Anak usia 3.5 tahun yang sedang senang-senangnya berlari, tertawa, bermain, melompat, harus disuruh diam dengan tangan dilipat di atas meja, mulut terkunci, mata menatap ke depan, tidak boleh tertawa, kaki tidak boleh bergerak-gerak. Anak usia playgroup yang harusnya berlari berhamburan keluar kelas dengan tawa lepas saat jam pulang selesai, harus menunggu sang guru memanggil satu per satu murid yang dianggapnya paling "kaku seperti patung" untuk bisa pulang lebih dahulu. Ternyata tangisan arvind itu, setelah untuk ke tiga kalinya Arvind dipanggil yang paling belakang, karena kakinya dan kepalanya masih bergoyang-goyang menanti dipanggil sang guru. Berarti Arvind awalnya masih menahan kesedihannya. Sampai teguran keras dari sang guru, bhw dia tidak boleh pulang, yang akhirnya melukai hatinya.Sebenarnya Arvind cukup toleran. Pelukan dan kata maaf saja sering sudah meluluhkan hatinya. Jika dalam hal ini dia tidak toleran, menurutku sang guru harus instropeksi diri. 

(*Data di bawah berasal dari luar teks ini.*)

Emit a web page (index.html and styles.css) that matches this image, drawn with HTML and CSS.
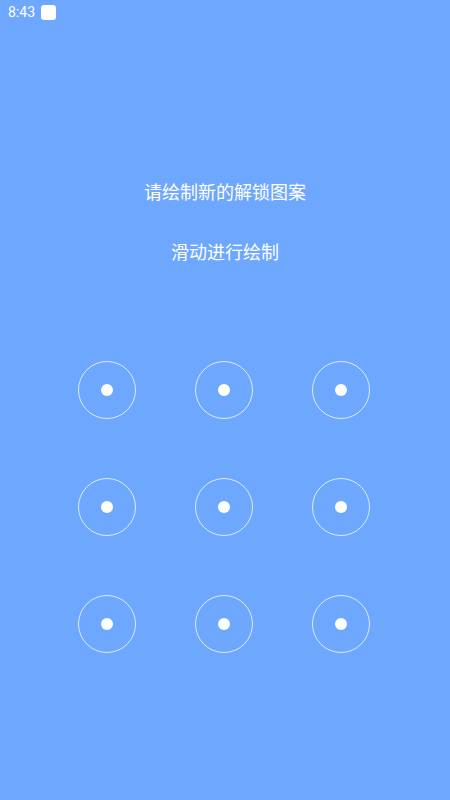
FILE: index.html
```html
<!DOCTYPE html>
<html lang="zh-CN">
<head>
    <meta charset="UTF-8">
    <meta name="viewport" content="width=device-width, initial-scale=1.0">
    <title>设置解锁图案</title>
    <link rel="stylesheet" href="styles.css">
</head>
<body>
    <div class="status-bar">
        <span class="time">8:43</span>
        <span class="status-icon"></span>
    </div>
    <main class="lock-screen">
        <h1 class="title">请绘制新的解锁图案</h1>
        <p class="hint">滑动进行绘制</p>
        <div class="pattern">
            <div class="cell"><div class="ring"><div class="dot"></div></div></div>
            <div class="cell"><div class="ring"><div class="dot"></div></div></div>
            <div class="cell"><div class="ring"><div class="dot"></div></div></div>
            <div class="cell"><div class="ring"><div class="dot"></div></div></div>
            <div class="cell"><div class="ring"><div class="dot"></div></div></div>
            <div class="cell"><div class="ring"><div class="dot"></div></div></div>
            <div class="cell"><div class="ring"><div class="dot"></div></div></div>
            <div class="cell"><div class="ring"><div class="dot"></div></div></div>
            <div class="cell"><div class="ring"><div class="dot"></div></div></div>
        </div>
    </main>
</body>
</html>
```

FILE: styles.css
```css
body {
    margin: 0;
    width: 450px;
    height: 800px;
    background-color: #6ea7fe;
    color: #fff;
    font-family: Roboto, "Noto Sans CJK SC", sans-serif;
    overflow: hidden;
}
.status-bar {
    height: 24px;
    display: flex;
    align-items: center;
    gap: 6px;
    padding-left: 8px;
}
.time {
    font-size: 14px;
}
.status-icon {
    width: 15px;
    height: 15px;
    background-color: #fff;
    border-radius: 3px;
}
.lock-screen {
    display: flex;
    flex-direction: column;
    align-items: center;
}
.title {
    margin: 157px 0 0;
    font-size: 18px;
    font-weight: normal;
    line-height: 24px;
}
.hint {
    margin: 36px 0 0;
    font-size: 18px;
    line-height: 24px;
}
.pattern {
    margin-top: 66px;
    margin-right: 2px;
    display: grid;
    grid-template-columns: repeat(3, 117px);
    grid-auto-rows: 117px;
}
.cell {
    display: flex;
    align-items: center;
    justify-content: center;
}
.ring {
    width: 56px;
    height: 56px;
    border: 1px solid rgba(255, 255, 255, 0.75);
    border-radius: 50%;
    display: flex;
    align-items: center;
    justify-content: center;
}
.dot {
    width: 12px;
    height: 12px;
    border-radius: 50%;
    background-color: #fff;
}
```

Arvind sudah cukup memahami percakapan bahasa Inggris. Kalimat "If U don't sit down nicely, you may not go home," sudah sangat jelas artinya buat dia. Mungkin sang guru pikir, kalimat itu tidak mengandung arti serius. Tapi buat arvind, kalimat tidak boleh pulang ke rumah, adalah ancaman yang menakutkan dia saat usianya 3.5tahun. Kira-kira satu bulan, arvind baru bisa self recovery. Setelah teman-teman sekelas dan gurunya datang ke rumah, menyuruh arvind sekolah lagi. Bahkan saat hampir mau satu bulan arvind tidak sekolah, saat teman-temannya datang, Arvind masih 'buang2 air/mencret" yang menurutku karena masalah psikologisnya (karena aku masih merayunya utk sekolah setiap hari).

Aku menulis panjang lebar di surat untuk sang guru dan kepala sekolah. Aku berikan buku Brilliant Parents Fascinating Teachers juga untuk mereka baca. Selama tidak sekolah itu, aku dan Arvind sama-sama mencari alternatif sekolah lain untuk pindah, walau akhirnya arvind memilih sekolah kembali di tempat yang lama, karena kangen dengan teman-temannya. 

Dengan segala suka dukanya, Arvind bisa sekolah di situ sampai K-1 Class atau TK-A. Term akhir di TK-A, Aku mulai banyak gelisah dengan keadaan sekolah. Dengan regulasi, dengan pola asuh pola ajar, dan lebih-lebih sistem pendidikan yang diterapkan. Sampai suatu ketika, Arvind mengatakan,"The school is bad.I don't want to go to school anymore." Cukup lama, setiap hari, aku menantang Arvind, "Benar, Arvind tidak mau sekolah lagi?" "Iya, Ma, Arvind belajar sama mama saja. Arvind cape sekolah. Guru-gurunya marah-marah terus." "Loh..nanti kangen sama teman-teman Arvind?" "Iya, nanti kalo Arvind kangen, Arvind main ke rumah mereka satu-satu." Setiap hari aku selalu menanyakan keputusannya sendiri untuk belajar di rumah saja. Dan akhirnya, final, Arvind bertahan pada keputusannya. Aku salut pada pendiriannya. Aku saja masih takut, ragu, dengan keputusan yang dia ambil. Sebagai orang tua, aku berhitung dengan uang yang sudah kami bayarkan di muka, dulu aku takut dengan penilaian orang lain juga terutama penilaian keluarga besar juga tetangga. Aku ingin membuatnya sekolah lagi. Tapi Arvind lebih kuat daripada aku. Aku yang gelisah.